Минут через пять пришел Гоголь, извиняясь, что замешкался. «Я сидел с одним старым знакомым, – сказал он, – недавно приехавшим, с которым давно уже не виделся». – «Я вас не задержу своим посещением?» – «О нет, мы посидим, сколько угодно вам. Чем же вас потчевать? Чаем?» – «Его я не пью никогда. Пожалуйста, не беспокойтесь нимало: я не пью ничего, кроме воды». – «А, так позвольте же угостить вас водицей содовой». Тотчас лакей принес бутылку, которую и опорожнил в небольшой стакан. «Несколько раз собирался я к вам, но все что-нибудь удерживало. Сегодня, наконец, улучил досуг и завернул к вам, полагая, что если и не застану вас, то оставлю вам билетец, чтобы знали вы, что я был-таки в вашей обители». – «Да, – подхватил он, – чтобы знали, что я был у вас». Сегодня слуга мой говорит мне, что ко мне, около обеденной поры, какая-то старушка заходила и три раза просила передать мне, что вот она у меня была; а теперь я слышу, что она уже покойница. «Да скажи же Николаю Васильевичу, пожалуйста, скажи, что была у него: была нарочно повидаться с ним». Вероятно, бедненькая, уставши от ходьбы, изнемогла под бременем лет, воротившись в свою светелку, кажется, на третьем этаже».

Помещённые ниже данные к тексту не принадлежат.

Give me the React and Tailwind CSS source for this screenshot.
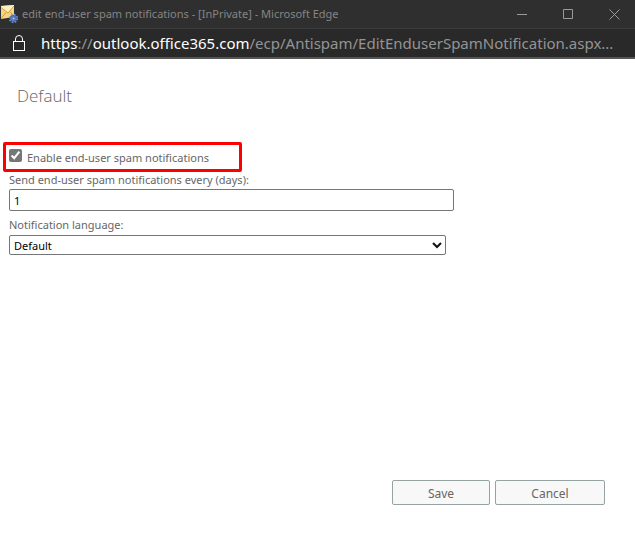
import React from "react";

function MailSettingsIcon() {
  return (
    <svg width="17" height="20" viewBox="0 0 17 20" className="shrink-0" aria-hidden="true">
      <path d="M0 2l13-1v12L0 15z" fill="#f5d67c" />
      <path d="M0 2l13-1v2L7 9 0 4z" fill="#fff0b8" />
      <path d="M0 3.5l7 5.5 6-7M0 14.5l5-6M13 12.5L9 7.5" fill="none" stroke="#c99b45" />
      <circle cx="12.5" cy="14.5" r="3" fill="#6d91cc" stroke="#4468ab" strokeWidth="1.4" />
      <circle cx="12.5" cy="14.5" r="4" fill="none" stroke="#6f96d6" strokeWidth="1.4" strokeDasharray="1.57 1.57" />
      <circle cx="12.5" cy="14.5" r="1.3" fill="#c8d8f2" stroke="#2f4f91" strokeWidth="0.7" />
    </svg>
  );
}

function LockIcon() {
  return (
    <svg width="12" height="16" viewBox="0 0 12 16" fill="none" stroke="#fff" className="shrink-0" aria-hidden="true">
      <rect x="0.5" y="6.5" width="11" height="9" />
      <path d="M2.5 6.5V4a3.5 3.5 0 0 1 7 0v2.5" />
    </svg>
  );
}

function WindowButton({ label, path }) {
  return (
    <button type="button" aria-label={label} className="flex h-7 w-[46px] items-center justify-center">
      <svg width="11" height="11" viewBox="0 0 11 11" fill="none" stroke="#9a9a9a" aria-hidden="true">
        <path d={path} />
      </svg>
    </button>
  );
}

function TitleBar() {
  return (
    <header className="flex h-7 items-center bg-[#2f2f2f]">
      <div className="flex min-w-0 flex-1 items-center gap-1 pl-px">
        <MailSettingsIcon />
        <h1 className="truncate text-[11px] leading-4 text-[#858585]">
          edit end-user spam notifications - [InPrivate] - Microsoft Edge
        </h1>
      </div>
      <div className="-mr-0.5 flex shrink-0">
        <WindowButton label="Minimize" path="M0 5.5h10" />
        <WindowButton label="Maximize" path="M0.5 0.5h9v9h-9z" />
        <WindowButton label="Close" path="M0.5 0.5l10 10M10.5 0.5l-10 10" />
      </div>
    </header>
  );
}

function AddressBar() {
  return (
    <div className="flex h-[31px] items-center gap-4 border-t border-b-2 border-t-[#3b3b3b] border-b-[#555] bg-[#292929] pl-[13px] pr-2">
      <LockIcon />
      <p className="min-w-0 truncate text-[15px] leading-6 text-[#949494]">
        <span className="text-white">https</span>://<span className="text-white">outlook.office365.com</span>
        /ecp/Antispam/EditEnduserSpamNotification.aspx...
      </p>
    </div>
  );
}

export default function App() {
  return (
    <div className="flex min-h-screen flex-col overflow-x-hidden bg-white font-['Noto_Sans','Open_Sans',sans-serif] text-[#666]">
      <TitleBar />
      <AddressBar />
      <form className="flex flex-1 flex-col" onSubmit={(e) => e.preventDefault()}>
        <h2 className="px-[17px] pt-[25px] font-['Open_Sans','Noto_Sans',sans-serif] text-[17px] leading-6 font-light">Default</h2>
        <div className="flex flex-col items-start px-[3px] pt-[34px] text-[11px] leading-4">
          <div className="flex h-[30px] w-[239px] items-center gap-[5px] rounded-[2px] border-3 border-[#fe0000] pl-[3px]">
            <input id="enable" type="checkbox" defaultChecked className="mb-1 size-[13px] accent-[#767676]" />
            <label htmlFor="enable" className="pt-0.5">Enable end-user spam notifications</label>
          </div>
          <div className="flex w-full flex-col px-1.5">
            <label htmlFor="days" className="pb-px leading-4">Send end-user spam notifications every (days):</label>
            <input
              id="days"
              type="text"
              defaultValue="1"
              className="h-[22px] w-full max-w-[445px] rounded-[2px] border border-[#767676] px-1 text-black"
            />
            <label htmlFor="language" className="pt-1.5 pb-0.5 leading-4">Notification language:</label>
            <div className="relative w-full max-w-[437px]">
              <select
                id="language"
                className="block h-5 w-full appearance-none rounded-[2px] border border-[#767676] bg-white px-1 pt-px text-black"
              >
                <option>Default</option>
              </select>
              <svg width="10" height="7" viewBox="0 0 10 7" fill="none" stroke="#111" strokeWidth="2" className="pointer-events-none absolute top-[7px] right-1" aria-hidden="true">
                <path d="M1 1l4 4 4-4" />
              </svg>
            </div>
          </div>
        </div>
        <footer className="mt-auto flex justify-end gap-[5px] pr-[30px] pb-7 text-[12px] leading-4">
          <button type="submit" className="h-[25px] w-[98px] rounded-[2px] border border-[#95a3a3] bg-[#f8f8f8] pt-0.5">Save</button>
          <button type="button" className="h-[25px] w-[110px] rounded-[2px] border border-[#95a3a3] bg-[#f8f8f8] pt-0.5">Cancel</button>
        </footer>
      </form>
    </div>
  );
}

Разговаривая далее, речь коснулась литературы русской, а тут и того обстоятельства, которое препятствует на Москве иметь свой журнал. «Хорошо бы вам взяться за журнал; вы и опытны в этом деле, да и имеете богатый запас от «Чтений»
[62] – книжек на 11–12 вперед… Для большего успеха отечественного нужно, чтобы в журнале было как можно больше своего, особенно материалов для истории, древностей и т. п., как в ваших «Чтениях». Еще больше. Это были бы те же «Чтения», только с прибавкой одного отделка, именно «Изящная словесность», который можно было бы поставить спереди или сзади и в котором помещалось одно лишь замечательное, особенно по части иностранной литературы (за неимением современного и старое шло бы). И притом так, чтобы избегать как можно немецкого педантства в подразделениях. Чем объемистее какой отдел, тем свободнее издатель, избавленный от кропотливых забот отыскивать статьи для наполнения клеток своего журнала, из коих многие никогда бы без того не были напечатаны». – «Разумеется».